(Records from a data collection)
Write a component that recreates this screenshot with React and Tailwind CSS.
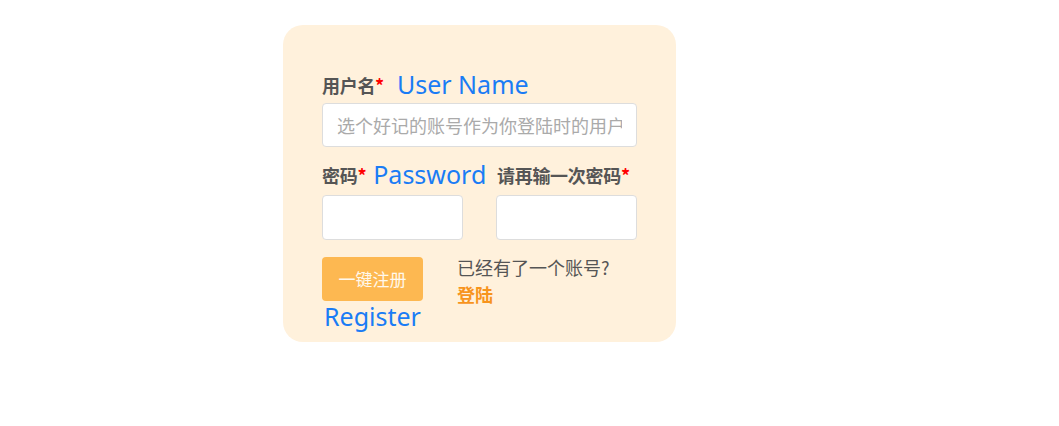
export default function App() {
  const cjk = { fontFamily: '"Noto Sans CJK SC", "Noto Sans", sans-serif' };
  return (
    <div className="min-h-screen bg-white" style={cjk}>
      <div className="pt-[25px] pl-[283px]">
        <div className="w-[393px] h-[317px] bg-[#fff1dc] rounded-[20px] pt-[45px] px-[39px]">
          {/* username */}
          <div className="flex items-center h-[30px] gap-[13px] whitespace-nowrap">
            <span className="text-[18px] font-bold text-[#555] tracking-[-0.3px]">
              用户名<span className="text-[#f00]">*</span>
            </span>
            <span className="text-[25px] text-[#1a7cf5] font-['Noto_Sans',sans-serif]">User Name</span>
          </div>
          <input
            placeholder="选个好记的账号作为你登陆时的用户名"
            className="mt-[3px] w-[315px] h-[44px] bg-white border border-[#ddd] rounded-[4px] px-[14px] text-[18px] text-[#555] placeholder:text-[#aaa] outline-none"
          />

          {/* passwords */}
          <div className="mt-[13px] flex gap-[33px]">
            <div className="w-[141px]">
              <div className="flex items-center h-[30px] gap-[7px] whitespace-nowrap">
                <span className="text-[18px] font-bold text-[#555] tracking-[-0.3px]">
                  密码<span className="text-[#f00]">*</span>
                </span>
                <span className="text-[25px] text-[#1a7cf5] font-['Noto_Sans',sans-serif]">Password</span>
              </div>
              <input
                type="password"
                className="mt-[5px] w-[141px] h-[45px] bg-white border border-[#ddd] rounded-[4px] outline-none"
              />
            </div>
            <div className="w-[141px]">
              <div className="flex items-center h-[30px] pl-[1px] whitespace-nowrap">
                <span className="text-[18px] font-bold text-[#555] tracking-[-0.3px]">
                  请再输一次密码<span className="text-[#f00]">*</span>
                </span>
              </div>
              <input
                type="password"
                className="mt-[5px] w-[141px] h-[45px] bg-white border border-[#ddd] rounded-[4px] outline-none"
              />
            </div>
          </div>

          {/* actions */}
          <div className="mt-[17px] flex">
            <div className="w-[135px]">
              <button className="w-[101px] h-[44px] bg-[#fdb851] rounded-[4px] text-[17px] text-[#fff8ec]">
                一键注册
              </button>
              <div className="w-[101px] text-center text-[25px] leading-[30px] text-[#1a7cf5] font-['Noto_Sans',sans-serif]">
                Register
              </div>
            </div>
            <div className="-mt-[3px] text-[18px] leading-[27px] whitespace-nowrap">
              <div className="text-[#555]">已经有了一个账号?</div>
              <a className="font-bold text-[#f7941d]">登陆</a>
            </div>
          </div>
        </div>
      </div>
    </div>
  );
}
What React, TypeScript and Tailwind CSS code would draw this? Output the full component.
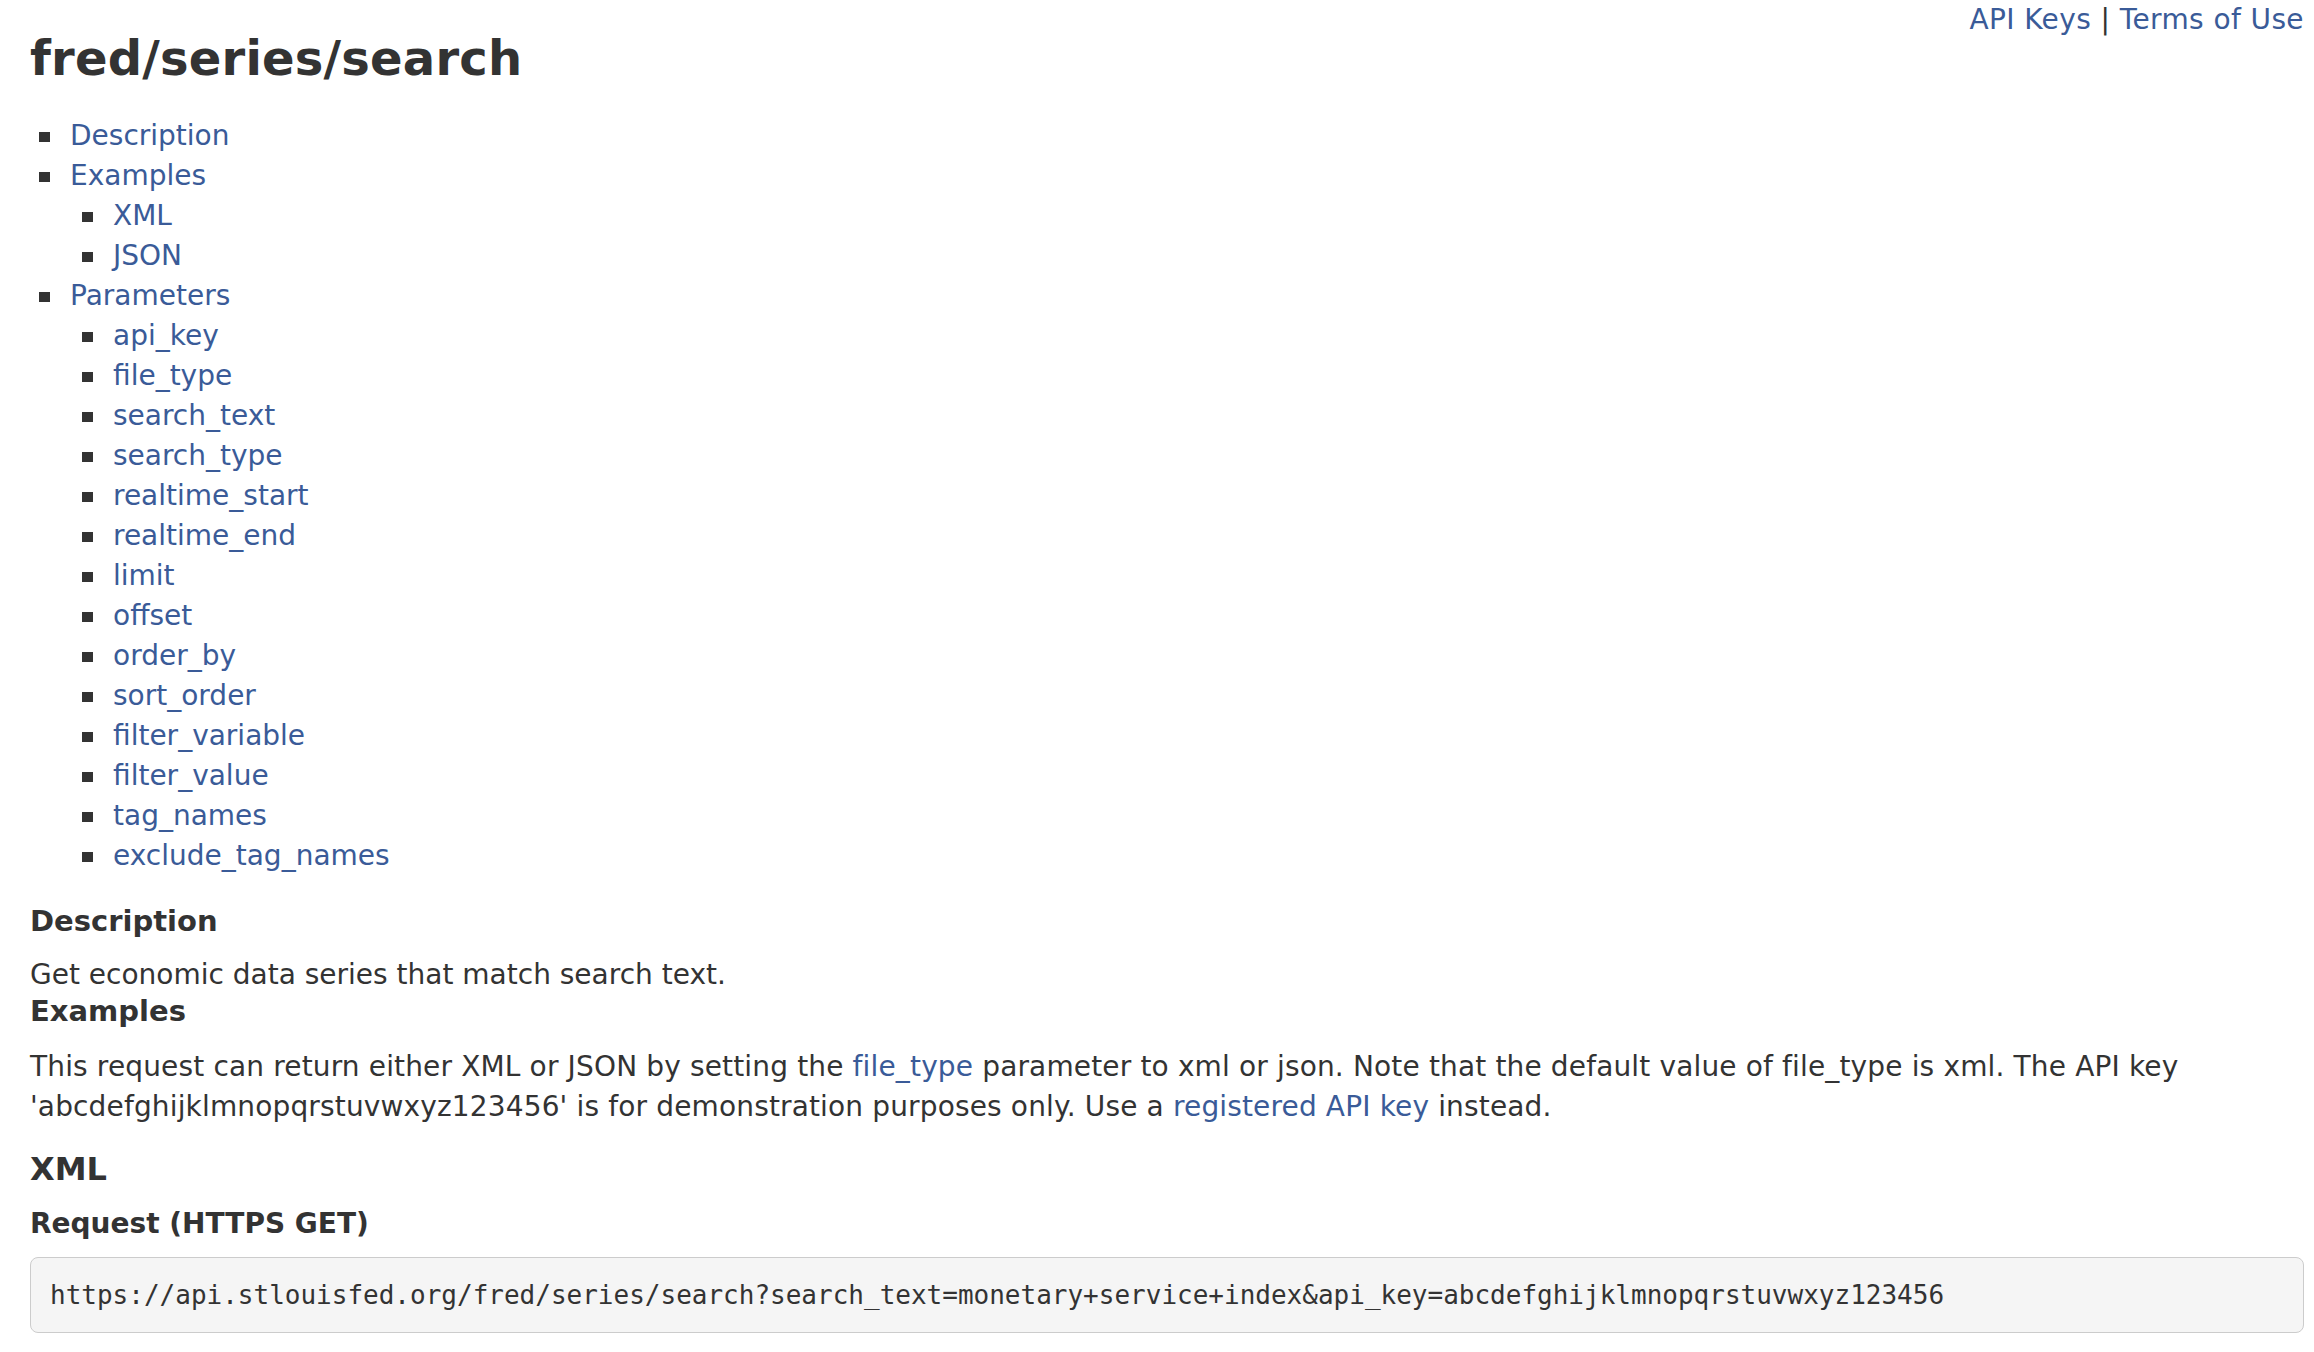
const sans = { fontFamily: '"DejaVu Sans", Verdana, sans-serif' };

const toc = [
  { label: "Description" },
  { label: "Examples", children: ["XML", "JSON"] },
  {
    label: "Parameters",
    children: [
      "api_key",
      "file_type",
      "search_text",
      "search_type",
      "realtime_start",
      "realtime_end",
      "limit",
      "offset",
      "order_by",
      "sort_order",
      "filter_variable",
      "filter_value",
      "tag_names",
      "exclude_tag_names",
    ],
  },
];

function A({ children }: { children: React.ReactNode }) {
  return (
    <a href="#" className="text-[#3a5b98] no-underline">
      {children}
    </a>
  );
}

// square bullet, drawn bigger than the browser's own marker
const bullet =
  "relative before:absolute before:left-[-31px] before:top-[16px] before:h-[10px] before:w-[11px] before:bg-[#333333] before:content-['']";

export default function App() {
  return (
    <div
      className="flow-root min-h-screen bg-white pl-[30px] pr-[10px] text-[28px] leading-[40px] text-[#333333]"
      style={sans}
    >
      <div className="float-right leading-[40px] tracking-[0.4px]">
        <A>API Keys</A> | <A>Terms of Use</A>
      </div>

      <h1 className="mt-[32px] text-[48px] font-bold leading-[53px] tracking-[0.2px]">
        fred/series/search
      </h1>

      <ul className="mt-[31px] list-none pl-10">
        {toc.map((item) => (
          <li key={item.label} className={bullet}>
            <A>{item.label}</A>
            {item.children && (
              <ul className="list-none pl-[43px]">
                {item.children.map((c) => (
                  <li key={c} className={bullet}>
                    <A>{c}</A>
                  </li>
                ))}
              </ul>
            )}
          </li>
        ))}
      </ul>

      <h4 className="mt-[29px] text-[29px] font-bold leading-[32px]">
        Description
      </h4>
      <p className="mt-[18px]">Get economic data series that match search text.</p>

      <h4 className="text-[29px] font-bold leading-[32px]">Examples</h4>
      <p className="mt-[20px] tracking-[0.15px]">
        This request can return either XML or JSON by setting the <A>file_type</A>{" "}
        parameter to xml or json. Note that the default value of file_type is xml. The
        API key 'abcdefghijklmnopqrstuvwxyz123456' is for demonstration purposes only.
        Use a <A>registered API key</A> instead.
      </p>

      <h3 className="mt-[25px] text-[32px] font-bold leading-[35px]">XML</h3>
      <h4 className="mt-[21px] text-[28px] font-bold leading-[31px]">
        Request (HTTPS GET)
      </h4>
      <pre
        className="mt-[18px] rounded-[8px] border border-[#cccccc] bg-[#f5f5f5] px-[19px] py-[18px] text-[26px] leading-[38px] text-[#333333]"
        style={{ fontFamily: '"DejaVu Sans Mono", Menlo, monospace' }}
      >
        https://api.stlouisfed.org/fred/series/search?search_text=monetary+service+index&amp;api_key=abcdefghijklmnopqrstuvwxyz123456
      </pre>
    </div>
  );
}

### What is required:
Except for the pictures, reproduce every line exactly.

### Solution:
Write a component that recreates this screenshot with React and Tailwind CSS.
export default function App() {
  const cjk = { fontFamily: '"Noto Sans CJK SC", "Noto Sans", sans-serif' };
  return (
    <div className="min-h-screen bg-white" style={cjk}>
      <div className="pt-[25px] pl-[283px]">
        <div className="w-[393px] h-[317px] bg-[#fff1dc] rounded-[20px] pt-[45px] px-[39px]">
          {/* username */}
          <div className="flex items-center h-[30px] gap-[13px] whitespace-nowrap">
            <span className="text-[18px] font-bold text-[#555] tracking-[-0.3px]">
              用户名<span className="text-[#f00]">*</span>
            </span>
            <span className="text-[25px] text-[#1a7cf5] font-['Noto_Sans',sans-serif]">User Name</span>
          </div>
          <input
            placeholder="选个好记的账号作为你登陆时的用户名"
            className="mt-[3px] w-[315px] h-[44px] bg-white border border-[#ddd] rounded-[4px] px-[14px] text-[18px] text-[#555] placeholder:text-[#aaa] outline-none"
          />

          {/* passwords */}
          <div className="mt-[13px] flex gap-[33px]">
            <div className="w-[141px]">
              <div className="flex items-center h-[30px] gap-[7px] whitespace-nowrap">
                <span className="text-[18px] font-bold text-[#555] tracking-[-0.3px]">
                  密码<span className="text-[#f00]">*</span>
                </span>
                <span className="text-[25px] text-[#1a7cf5] font-['Noto_Sans',sans-serif]">Password</span>
              </div>
              <input
                type="password"
                className="mt-[5px] w-[141px] h-[45px] bg-white border border-[#ddd] rounded-[4px] outline-none"
              />
            </div>
            <div className="w-[141px]">
              <div className="flex items-center h-[30px] pl-[1px] whitespace-nowrap">
                <span className="text-[18px] font-bold text-[#555] tracking-[-0.3px]">
                  请再输一次密码<span className="text-[#f00]">*</span>
                </span>
              </div>
              <input
                type="password"
                className="mt-[5px] w-[141px] h-[45px] bg-white border border-[#ddd] rounded-[4px] outline-none"
              />
            </div>
          </div>

          {/* actions */}
          <div className="mt-[17px] flex">
            <div className="w-[135px]">
              <button className="w-[101px] h-[44px] bg-[#fdb851] rounded-[4px] text-[17px] text-[#fff8ec]">
                一键注册
              </button>
              <div className="w-[101px] text-center text-[25px] leading-[30px] text-[#1a7cf5] font-['Noto_Sans',sans-serif]">
                Register
              </div>
            </div>
            <div className="-mt-[3px] text-[18px] leading-[27px] whitespace-nowrap">
              <div className="text-[#555]">已经有了一个账号?</div>
              <a className="font-bold text-[#f7941d]">登陆</a>
            </div>
          </div>
        </div>
      </div>
    </div>
  );
}
What React, TypeScript and Tailwind CSS code would draw this? Output the full component.
const sans = { fontFamily: '"DejaVu Sans", Verdana, sans-serif' };

const toc = [
  { label: "Description" },
  { label: "Examples", children: ["XML", "JSON"] },
  {
    label: "Parameters",
    children: [
      "api_key",
      "file_type",
      "search_text",
      "search_type",
      "realtime_start",
      "realtime_end",
      "limit",
      "offset",
      "order_by",
      "sort_order",
      "filter_variable",
      "filter_value",
      "tag_names",
      "exclude_tag_names",
    ],
  },
];

function A({ children }: { children: React.ReactNode }) {
  return (
    <a href="#" className="text-[#3a5b98] no-underline">
      {children}
    </a>
  );
}

// square bullet, drawn bigger than the browser's own marker
const bullet =
  "relative before:absolute before:left-[-31px] before:top-[16px] before:h-[10px] before:w-[11px] before:bg-[#333333] before:content-['']";

export default function App() {
  return (
    <div
      className="flow-root min-h-screen bg-white pl-[30px] pr-[10px] text-[28px] leading-[40px] text-[#333333]"
      style={sans}
    >
      <div className="float-right leading-[40px] tracking-[0.4px]">
        <A>API Keys</A> | <A>Terms of Use</A>
      </div>

      <h1 className="mt-[32px] text-[48px] font-bold leading-[53px] tracking-[0.2px]">
        fred/series/search
      </h1>

      <ul className="mt-[31px] list-none pl-10">
        {toc.map((item) => (
          <li key={item.label} className={bullet}>
            <A>{item.label}</A>
            {item.children && (
              <ul className="list-none pl-[43px]">
                {item.children.map((c) => (
                  <li key={c} className={bullet}>
                    <A>{c}</A>
                  </li>
                ))}
              </ul>
            )}
          </li>
        ))}
      </ul>

      <h4 className="mt-[29px] text-[29px] font-bold leading-[32px]">
        Description
      </h4>
      <p className="mt-[18px]">Get economic data series that match search text.</p>

      <h4 className="text-[29px] font-bold leading-[32px]">Examples</h4>
      <p className="mt-[20px] tracking-[0.15px]">
        This request can return either XML or JSON by setting the <A>file_type</A>{" "}
        parameter to xml or json. Note that the default value of file_type is xml. The
        API key 'abcdefghijklmnopqrstuvwxyz123456' is for demonstration purposes only.
        Use a <A>registered API key</A> instead.
      </p>

      <h3 className="mt-[25px] text-[32px] font-bold leading-[35px]">XML</h3>
      <h4 className="mt-[21px] text-[28px] font-bold leading-[31px]">
        Request (HTTPS GET)
      </h4>
      <pre
        className="mt-[18px] rounded-[8px] border border-[#cccccc] bg-[#f5f5f5] px-[19px] py-[18px] text-[26px] leading-[38px] text-[#333333]"
        style={{ fontFamily: '"DejaVu Sans Mono", Menlo, monospace' }}
      >
        https://api.stlouisfed.org/fred/series/search?search_text=monetary+service+index&amp;api_key=abcdefghijklmnopqrstuvwxyz123456
      </pre>
    </div>
  );
}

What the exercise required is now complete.